Please consider the 2-4-8 Tax Blend – a comprehensive tax reform for both individuals and business that can be defined in one sentence:
Tax individual and corporate income at a flat 8% rate (with no deductions, credits or loopholes), tax individual net wealth at 2% (excluding $15,000 cash and retirement funds) and impose a 4% Value Added Sales Tax (VAT) on business.

For business the combined 8% income rates and 4% VAT would be the lowest and most competitive business taxes of all the developed countries. [The U.S. is the only developed country without a VAT]. The 8% income tax rate also resolves the significant problem in the deferral of taxes on foreign profits caused by imposing a 35% tax (less credit for foreign taxes paid) when the money is brought back into the U.S.

For investors, the net wealth tax might seem revolutionary by U.S. standards, but most high earners would willingly pay a 2% net wealth tax in exchange for eliminating the capital gains and estate taxes and keeping 92% of taxable earnings. The ability to buy and sell assets without being taxed on the gains would spur a new era of investment freedom. The increased after tax income would also create wealth much faster than a 2% net wealth tax could diminish it.

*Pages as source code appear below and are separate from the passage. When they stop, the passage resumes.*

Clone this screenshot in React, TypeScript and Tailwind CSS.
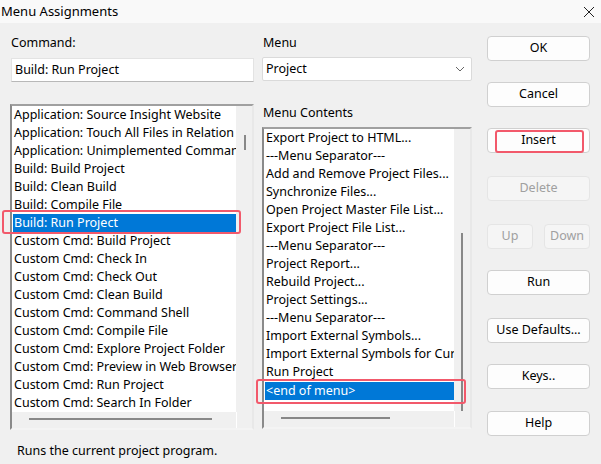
import React from 'react';

const commands = [
  'Application: Source Insight Website',
  'Application: Touch All Files in Relation',
  'Application: Unimplemented Command',
  'Build: Build Project',
  'Build: Clean Build',
  'Build: Compile File',
  'Build: Run Project',
  'Custom Cmd: Build Project',
  'Custom Cmd: Check In',
  'Custom Cmd: Check Out',
  'Custom Cmd: Clean Build',
  'Custom Cmd: Command Shell',
  'Custom Cmd: Compile File',
  'Custom Cmd: Explore Project Folder',
  'Custom Cmd: Preview in Web Browser',
  'Custom Cmd: Run Project',
  'Custom Cmd: Search In Folder',
];

const menuItems = [
  'Export Project to HTML...',
  '---Menu Separator---',
  'Add and Remove Project Files...',
  'Synchronize Files...',
  'Open Project Master File List...',
  'Export Project File List...',
  '---Menu Separator---',
  'Project Report...',
  'Rebuild Project...',
  'Project Settings...',
  '---Menu Separator---',
  'Import External Symbols...',
  'Import External Symbols for Current Project',
  'Run Project',
  '<end of menu>',
];

const Button = ({ label, disabled, mark, className = '' }: { label: string; disabled?: boolean; mark?: boolean; className?: string }) => (
  <div
    className={`relative h-[25px] flex items-center justify-center rounded-[4px] border ${
      disabled ? 'bg-[#f5f5f5] border-[#e5e5e5] text-[#a0a0a0]' : 'bg-[#fdfdfd] border-[#d0d0d0] text-black'
    } ${className}`}
  >
    {label}
    {mark && <div className="absolute z-10 left-[7px] right-[5px] top-[1px] bottom-[-1px] border-2 border-[#f2596b] rounded-[3px]" />}
  </div>
);

const App: React.FC = () => {
  return (
    <div className="w-[601px] h-[464px] bg-[#f0f0f0] text-[12.5px] text-black overflow-hidden" style={{ fontFamily: '"Noto Sans", "Liberation Sans", sans-serif' }}>
      {/* Title bar */}
      <div className="h-[23px] bg-[#f9f9f9] flex items-center justify-between pl-[1px] pr-[5px]">
        <span className="text-[13px] leading-none">Menu Assignments</span>
        <svg width="12" height="12" viewBox="0 0 12 12" className="mr-[1px]">
          <path d="M1 1 L11 11 M11 1 L1 11" stroke="#222" strokeWidth="1" />
        </svg>
      </div>

      <div className="flex pl-[10px]">
        {/* Left column */}
        <div className="w-[244px] flex flex-col">
          <div className="mt-[10px] h-[20px] leading-[20px] pl-[1px]">Command:</div>
          <div className="mt-[5px] h-[24px] ml-[1px] bg-white border border-[#e3e3e3] border-b-[#b8b8b8] flex items-center pl-[3px]">
            Build: Run Project
          </div>
          <div className="mt-[22px] h-[326px] border-2 border-t-[#a0a0a0] border-l-[#8a8a8a] border-r-[#e8e8e8] border-b-[#f4f4f4] bg-white flex flex-col">
            <div className="flex flex-1 min-h-0">
              <div className="flex-1 min-w-0 flex flex-col">
                {commands.map((c) => {
                  const sel = c === 'Build: Run Project';
                  return (
                    <div key={c} className={`relative h-[18px] leading-[18px] ${sel ? 'bg-[#0078d7] text-white ml-[1px]' : ''}`}>
                      <span className={`block overflow-hidden whitespace-nowrap ${sel ? 'pl-[1px]' : 'pl-[2px]'}`}>{c}</span>
                      {sel && (
                        <div className="absolute z-10 left-[-11px] right-[-5px] top-[-4px] bottom-[-2px] border-2 border-[#f2596b] rounded-[3px]" />
                      )}
                    </div>
                  );
                })}
              </div>
              <div className="w-[16px] shrink-0 bg-[#f0f0f0] relative">
                <div className="absolute left-[8px] top-[29px] w-[2px] h-[15px] bg-[#888]" />
              </div>
            </div>
            <div className="h-[16px] flex shrink-0">
              <div className="flex-1 bg-[#f0f0f0] relative">
                <div className="absolute left-[17px] top-[6px] h-[2px] w-[183px] bg-[#888]" />
              </div>
              <div className="w-[16px] bg-[#f0f0f0] border-l border-white" />
            </div>
          </div>
        </div>

        {/* Middle column */}
        <div className="ml-[8px] w-[210px] flex flex-col">
          <div className="mt-[10px] h-[20px] leading-[20px] pl-[1px]">Menu</div>
          <div className="mt-[4px] h-[24px] bg-white border border-[#dadada] rounded-[2px] flex items-center justify-between pl-[3px] pr-[6px]">
            <span>Project</span>
            <svg width="10" height="6" viewBox="0 0 10 6">
              <path d="M1 1 L5 5 L9 1" fill="none" stroke="#666" strokeWidth="1" />
            </svg>
          </div>
          <div className="mt-[22px] h-[20px] leading-[20px] pl-[1px]">Menu Contents</div>
          <div className="mt-[4px] h-[302px] border-2 border-t-[#a0a0a0] border-l-[#8a8a8a] border-r-[#e8e8e8] border-b-[#f4f4f4] bg-white flex flex-col">
            <div className="flex flex-1 min-h-0">
              <div className="flex-1 min-w-0 flex flex-col">
                {menuItems.map((m, i) => {
                  const sel = m === '<end of menu>';
                  return (
                    <div key={i} className={`relative h-[18px] leading-[18px] ${sel ? 'bg-[#0078d7] text-white ml-[1px] mt-[1px] h-[17px] leading-[16px]' : ''}`}>
                      <span className={`block overflow-hidden whitespace-nowrap ${sel ? 'pl-[1px]' : 'pl-[2px]'}`}>{m}</span>
                      {sel && (
                        <div className="absolute z-10 left-[-9px] right-[-12px] top-[-3px] bottom-[-4px] border-2 border-[#f2596b] rounded-[3px]" />
                      )}
                    </div>
                  );
                })}
              </div>
              <div className="w-[16px] shrink-0 bg-[#f0f0f0] relative">
                <div className="absolute left-[7px] top-[104px] w-[2px] bottom-[0px] bg-[#888]" />
              </div>
            </div>
            <div className="h-[16px] flex shrink-0">
              <div className="flex-1 bg-[#f0f0f0] relative">
                <div className="absolute left-[17px] top-[6px] h-[2px] w-[109px] bg-[#888]" />
              </div>
              <div className="w-[16px] bg-[#f0f0f0] border-l border-white" />
            </div>
          </div>
        </div>

        {/* Right column */}
        <div className="ml-[15px] w-[103px] flex flex-col">
          <Button label="OK" className="mt-[13px]" />
          <Button label="Cancel" className="mt-[21px]" />
          <Button label="Insert" mark className="mt-[21px]" />
          <Button label="Delete" disabled className="mt-[23px]" />
          <div className="mt-[23px] flex justify-between">
            <Button label="Up" disabled className="w-[46px]" />
            <Button label="Down" disabled className="w-[46px]" />
          </div>
          <Button label="Run" className="mt-[21px]" />
          <Button label="Use Defaults..." className="mt-[23px]" />
          <Button label="Keys.." className="mt-[21px]" />
          <Button label="Help" className="mt-[22px]" />
        </div>
      </div>

      <div className="pl-[17px] mt-[6px] h-[18px] leading-[18px]">Runs the current project program.</div>
    </div>
  );
};

export default App;
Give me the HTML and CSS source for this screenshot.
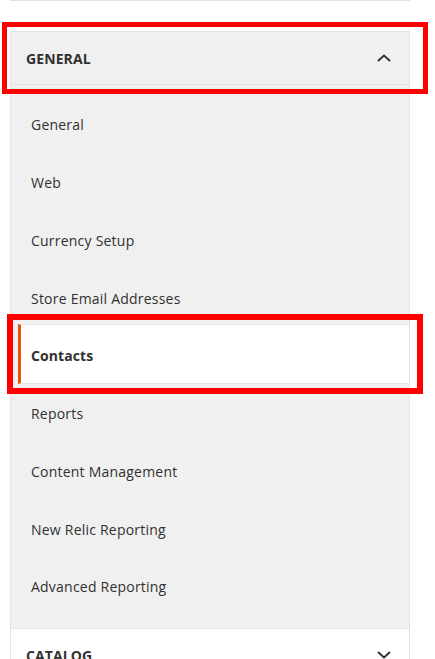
FILE: index.html
```html
<!DOCTYPE html>
<html>
<head>
<meta charset="utf-8">
<link rel="stylesheet" href="styles.css">
</head>
<body>
<div class="prev"></div>
<div class="nav">
  <div class="section">
    <div class="section-title open">
      <span>GENERAL</span>
      <svg class="chev" width="14" height="8" viewBox="0 0 14 8"><path d="M1 7 L7 1.5 L13 7" fill="none" stroke="#303030" stroke-width="1.8"/></svg>
    </div>
    <ul class="items">
      <li class="item"><a>General</a></li>
      <li class="item"><a>Web</a></li>
      <li class="item"><a>Currency Setup</a></li>
      <li class="item"><a>Store Email Addresses</a></li>
      <li class="item active"><a>Contacts</a></li>
      <li class="item"><a>Reports</a></li>
      <li class="item"><a>Content Management</a></li>
      <li class="item"><a>New Relic Reporting</a></li>
      <li class="item"><a>Advanced Reporting</a></li>
    </ul>
  </div>
  <div class="section">
    <div class="section-title">
      <span>CATALOG</span>
      <svg class="chev" width="14" height="8" viewBox="0 0 14 8"><path d="M1 1 L7 6.5 L13 1" fill="none" stroke="#303030" stroke-width="1.8"/></svg>
    </div>
  </div>
</div>
<div class="mark mark-head"></div>
<div class="mark mark-item"></div>
</body>
</html>
```

FILE: styles.css
```css
html, body {
  margin: 0;
  padding: 0;
  background: #fff;
  font-family: "Open Sans", "Liberation Sans", sans-serif;
  color: #303030;
  overflow: hidden;
}
.prev {
  width: 400px;
  margin-left: 10px;
  height: 0;
  border-bottom: 1px solid #e3e3e3;
}
.nav {
  width: 400px;
  margin-left: 10px;
  margin-top: 30px;
}
.section {
  border: 1px solid #e3e3e3;
  border-bottom: none;
}
.section-title {
  height: 53px;
  box-sizing: border-box;
  display: flex;
  align-items: center;
  justify-content: space-between;
  padding: 0 18px 0 15px;
  font-size: 14px;
  font-weight: 700;
  letter-spacing: 0.1px;
  background: #fff;
}
.section-title.open {
  background: #f0f0f0;
  border-bottom: 1px solid #e3e3e3;
}
.chev {
  display: block;
}
.items {
  list-style: none;
  margin: 0;
  padding: 10px 0 13px;
  background: #f0f0f0;
}
.item {
  margin-left: 7px;
  height: 57.75px;
  box-sizing: border-box;
  border-top: 1px solid transparent;
  border-bottom: 1px solid transparent;
  border-left: 3px solid transparent;
  display: flex;
  align-items: center;
  font-size: 14px;
  letter-spacing: 0.22px;
}
.item a {
  padding-left: 10px;
  padding-top: 2px;
}
.item.active {
  background: #fff;
  border-color: #e3e3e3;
  border-right: none;
  border-left-color: #eb5202;
  font-weight: 700;
  letter-spacing: 0.1px;
  margin-top: -2px;
  height: 59.75px;
}
.item.active a {
  padding-top: 3px;
}
.mark {
  position: absolute;
  border: 5px solid #ff0000;
  box-sizing: border-box;
}
.mark-head {
  left: 2px;
  top: 22px;
  width: 426px;
  height: 72px;
}
.mark-item {
  left: 7px;
  top: 314px;
  width: 416px;
  height: 80px;
  border-width: 6px;
}
```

For workers, the elimination of the payroll tax and reduction of the income tax rate creates an immediate boost in take home pay. For example, a young family earning $70,000 currently pays combined federal taxes of 19% but would take home $7,700 more with an 8% income tax (assuming net wealth of under $30,000). This additional $641 per month represents an enormous opportunity for both savings and consumption. The $15,000 per person cash wealth tax exemption also encourages a responsible level of liquidity. The retention of tax exempt retirement savings programs recognizes the need for the elderly to have sufficient assets to supplement social security. Current interest tax deductions for mortgages and student loans are replaced by the ability to deduct the loan principal in computing net wealth. This is the equivalent of a 2% reduction in the interest rate and is arguably a better incentive for both home ownership and higher education.